Uma terceira razão para o avanço dos céticos é o próprio estágio do debate sobre o clima. Hoje, a influência do homem no aquecimento global é consenso entre os principais cientistas. Os céticos se agarram às poucas dúvidas que ainda restam, como uma possível atenuação do efeito estufa pelo comportamento das nuvens. Richard Lindzen, professor de meteorologia do Massachusetts Institute of Technology (MIT), é o principal formulador da teoria. Ele diz que, num planeta em aquecimento, uma menor cobertura por nuvens altas nos trópicos permitirá que mais calor escape para o espaço. “Hoje, a discussão principal é sobre o que deve ser feito para minimizar os efeitos do aquecimento global, uma questão política e econômica”, diz o economista Bapna. Nesse estágio, questões como o grau de intervenção do Estado, a regulação das atividades econômicas e a distribuição dos recursos interferem no debate. Os lobbies também mobilizam suas forças para influenciar a opinião pública e as negociações diplomáticas.

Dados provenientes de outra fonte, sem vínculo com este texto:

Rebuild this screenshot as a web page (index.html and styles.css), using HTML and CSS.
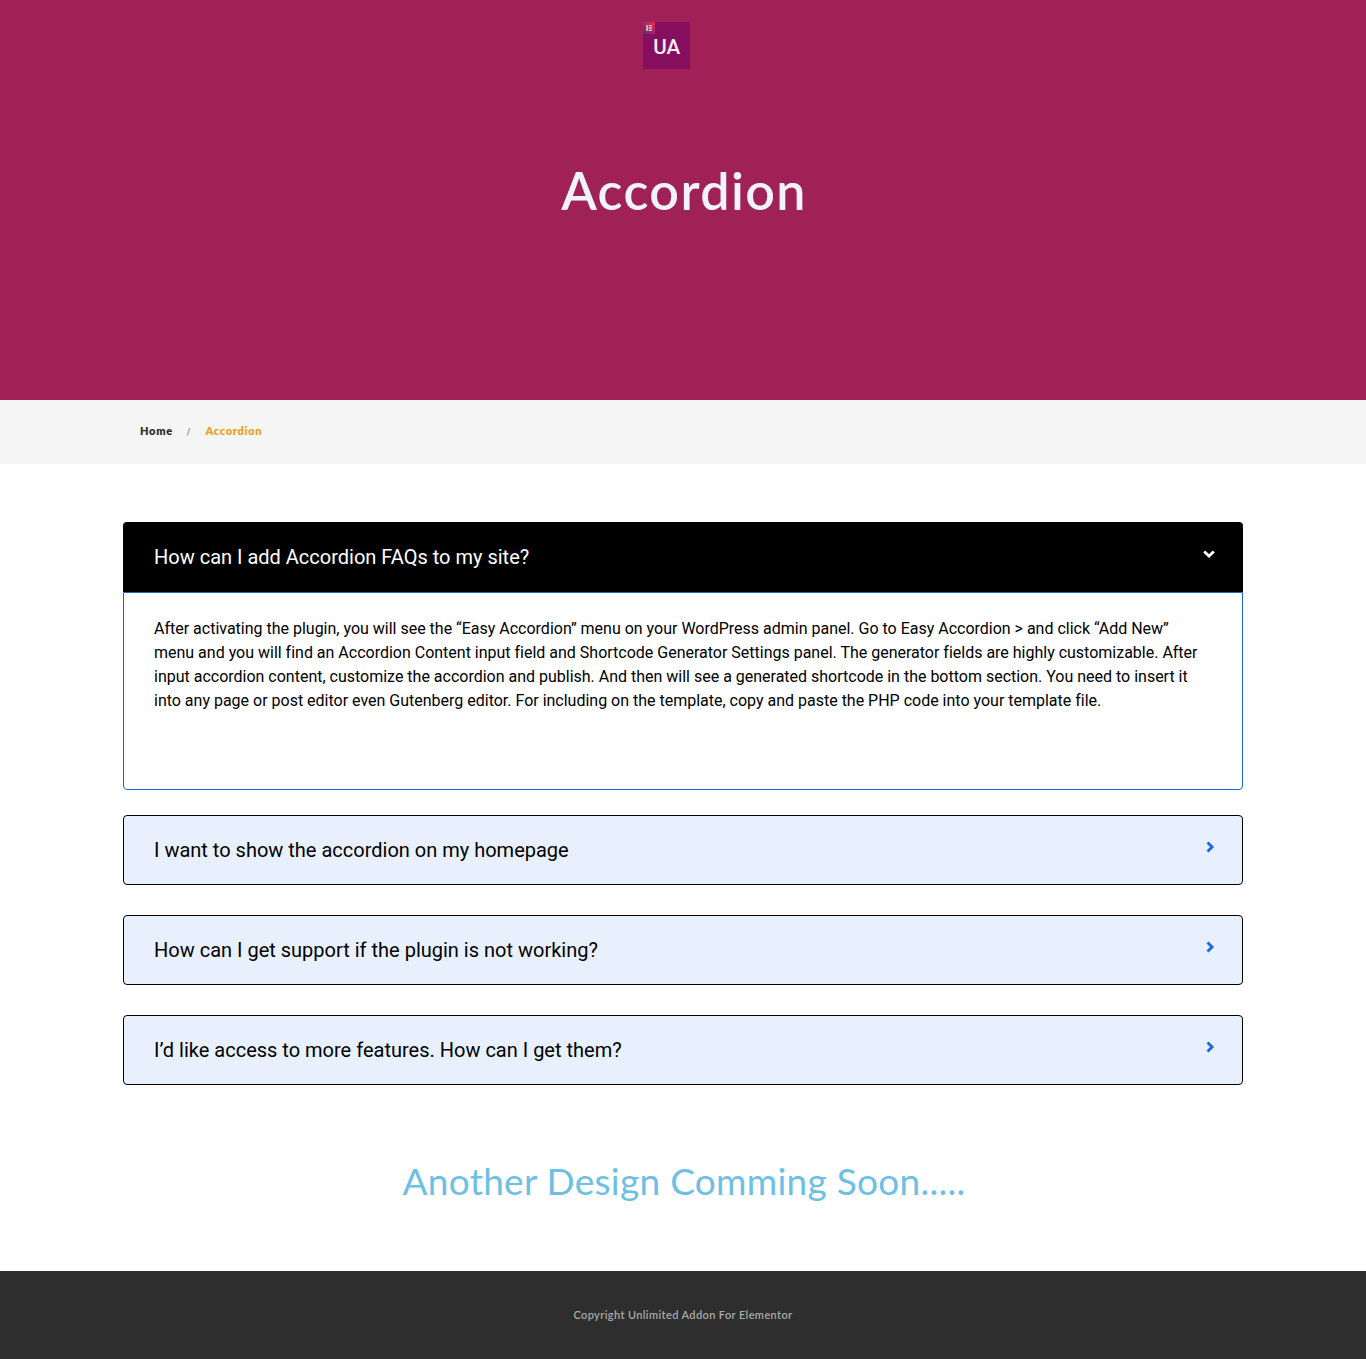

Um exemplo da contaminação política do debate sobre o clima se dá nos EUA. Lá, em geral, os céticos são pessoas mais refratárias a mudanças e se alinham com o Partido Republicano. Os ambientalistas se identificam com o Partido Democrata. Essa polarização é corroborada por várias pesquisas.
Aaron McCright, da Universidade Estadual de Michigan, e Riley Dunlap, da Universidade Estadual de Oklahoma, descobriram que o grupo dos céticos é composto majoritariamente de homens brancos, conservadores, com mais de 40 anos, que se autodeclaram confiantes – perfil dos eleitores republicanos. Num estudo divulgado pela revista científica Climatic Change, o psicólogo britânico Adam Corner, pesquisador da Universidade Cardiff, sustenta que a opinião de alguém sobre as mudanças climáticas depende mais de sua visão de mundo que da capacidade de entender o fenômeno cientificamente. “É a ideologia que torna o sujeito cético – e não a ciência”, afirma Corner. Mesmo nas controvérsias regidas pela ciência, é a política que determina o rumo do debate.